Republican members of Congress were heavily involved in calls and meetings with former President Donald Trump and his top aides as they devised a strategy to overturn the election in December 2020, according to new evidence filed in federal court late Friday.
Deposition excerpts filed by the Jan 6. select committee — part of an effort to force former White House Chief of Staff Mark Meadows to appear for an interview — suggest that some of Trump’s top allies in Congress were frequently present in meetings where a handful of strategies to prevent Joe Biden from taking office were discussed, including efforts to replace the leadership of the Justice Department with figures who would sow doubts about the legitimacy of the election.
Lawmakers who attended meetings, in person or by phone, included Reps. Scott Perry (R-Pa.), Louie Gohmert (R-Texas), Jim Jordan (R-Ohio), Matt Gaetz (R-Fla.) and numerous members of the House Freedom Caucus, according to Cassidy Hutchinson, an aide to Meadows who provided key testimony about the conversations and meetings Meadows had in December 2020.
The new evidence underscores the expansive cast of elected Republicans who had ultimately enlisted themselves in Trump’s last-ditch effort to cling to power. Members traded theories about ways to push then-Vice President Mike Pence to single-handedly stop Biden’s election, they parried with the White House Counsel’s Office on the boundaries of the law regarding presidential electors, and they met directly with Pence’s staff to encourage him to take direct action on Jan. 6, when Congress convened to count electoral votes.
“They felt that he had the authority to — pardon me if my phrasing isn't correct on this, but — send votes back to the States or the electors back to the States,” Hutchinson recalled.
The disclosure came as part of a Friday evening court filing by the select panel asking a federal court to throw out Meadows’ lawsuit against the committee. In the filing, the select committee revealed that Meadows turned over 2,319 text messages during a brief period of cooperation but withheld more than 1,000, citing various privileges.

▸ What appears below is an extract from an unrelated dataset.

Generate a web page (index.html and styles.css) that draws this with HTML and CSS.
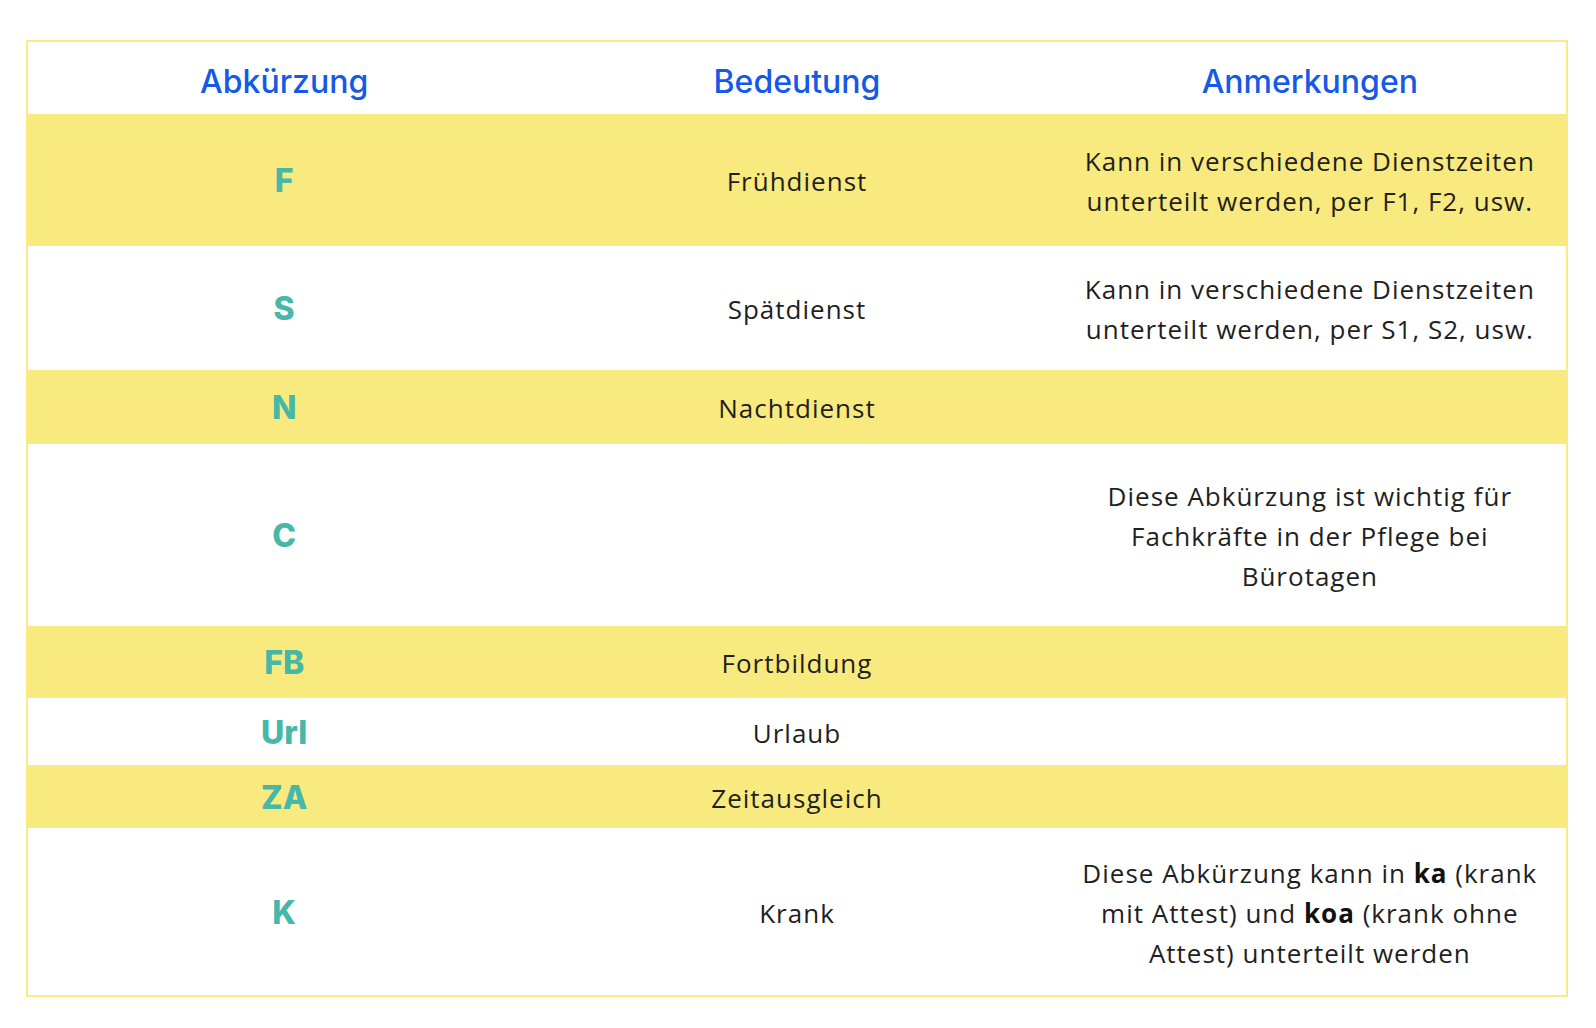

“[H]e was not acting as anything like a typical White House Chief of Staff advising the President on official matters of government policy,” House General Counsel Doug Letter wrote. “Mr. Meadows was playing a campaign role, attempting to facilitate a strategy that would have reversed the certified results of the 2020 election.”
The committee indicated that Meadows told Jordan in a text message that he supported efforts to convince Pence to send the election back to the states.
“I have pushed for this. Not sure it is going to happen,” Meadows texted Jordan early in the morning on Jan. 6.
Some of the GOP lawmakers were present in December meetings, Hutchinson recalled, when members of the White House Counsel’s Office raised significant legal doubts about a plan for pro-Trump activists to submit “alternate” electors in states won by Joe Biden.
Others attended a Dec. 21 meeting where Rudy Giuliani, then the president's personal lawyer, and some associates advocated a plan for Pence to unilaterally refuse to count Biden’s electors and instead send the election back to various GOP-controlled state legislatures to replace Biden’s electors with Trump’s.
The panel also released text messages between Perry and Meadows about replacing Justice Department leadership before Jan. 6 with officials thought to be more sympathetic to Trump’s claims of voter fraud.
“Mark, just checking in as time continues to count down. 11 days to 1/6 and 25 days to inauguration,” Perry texted the then-White House chief of staff on Dec. 26, 2020, asking him to get in touch with Justice Department official Jeffrey Clark. “We gotta get going!”
“I got it. I think I understand. Let me work on the deputy position,” Meadows responded.
Perry rejected a request from the select panel to testify.
The panel also revealed that it interviewed Steven Engel, the former head of the Justice Department’s Office of Legal Counsel. Engel indicated that Clark proposed on Jan. 3, 2021, having DOJ issue a legal advisory opinion regarding “the Vice President with respect to his authority when it comes to opening the votes as the President of the Senate on January 6th.”
“And I shot down that idea,” Engel recalled. “But I said — I said: ‘That's an absurd idea. The — you know, the Vice President is acting as the President of the Senate. It is not the role of the Department of Justice to provide legislative officials with legal advice on the scope of their duties.” And — you know, and — not to mention it was 3 days from the date. OLC doesn't tend to provide the legal opinions, you know, in those cases, you know, in that short timeframe.”
The committee also homed in on Meadows’ role as an unofficial campaign adviser, noting that he routinely straddled the line between his official White House work and his effort to keep Trump in office. Hundreds of documents Meadows claimed were privileged included contacts he had with Trump campaign lawyers, the committee said, citing a privilege log from Meadows himself.